Do you see significant shifts happening within the lithium battery segment- say, a faster shift to LFP batteries, perhaps? What is your take?

Anand Kabra: The six chemistries that are typically utilized currently are lithium iron phosphate (LFP), lithium manganese oxide (LMO), lithium cobalt oxide (LCO), lithium nickel cobalt aluminium (NCA), lithium nickel cobalt manganese (NCM), and lithium titanate oxide (LTO).

Aside from this present generation of lithium-ion technology, several of the chemistries under development and study today could become the next “standard” in the near future. The few chemistries in development are Solid-State Batteries, Lithium-Ion with high Nickel and Silicon content Batteries, Lithium-Sulphur Batteries, Lithium-Metal Batteries, Lithium-Air Batteries, Sodium Ion Batteries, Aluminium Ion Batteries, Magnesium Ion Batteries, and Zinc-Air Batteries.
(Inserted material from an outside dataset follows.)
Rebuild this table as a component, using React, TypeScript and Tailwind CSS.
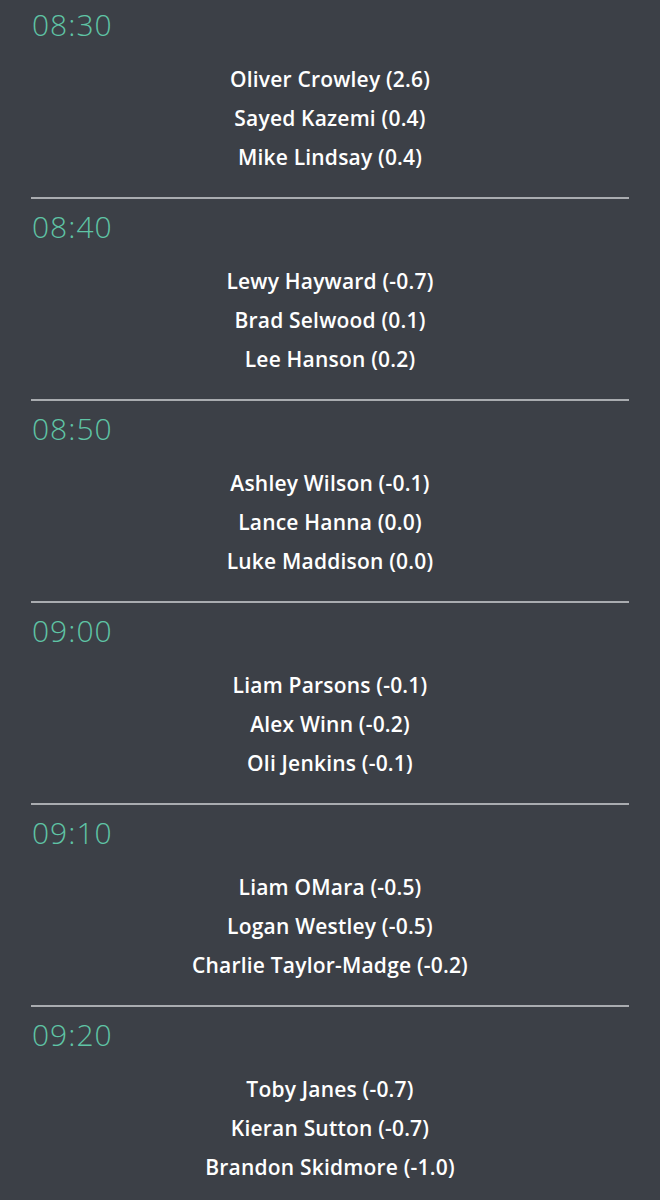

LFP has a competitive advantage in the market because it uses low-cost materials like iron and is thermally stable, giving it a competitive edge being both low-cost and safe. It has excellent thermal stability since it does not react destructively with electrolytes until temperatures exceed 350°C. Because iron is the major reactive material, it is naturally harmless and environmentally acceptable, and hence the industry is accepting the change to LFP-based battery packs.

The good news is that LFP batteries are still readily available and, thanks to tried-and-true technologies to buy and manufacture. Increased investment in NCMs or other formulations will become prohibitively expensive due to high price rises across the board for materials that have outweighed the technological improvements gained thus far. Separators and anodes, among other sections of the battery, are becoming more expensive. Automobile manufacturers have already made or are about to make the move to LFPs.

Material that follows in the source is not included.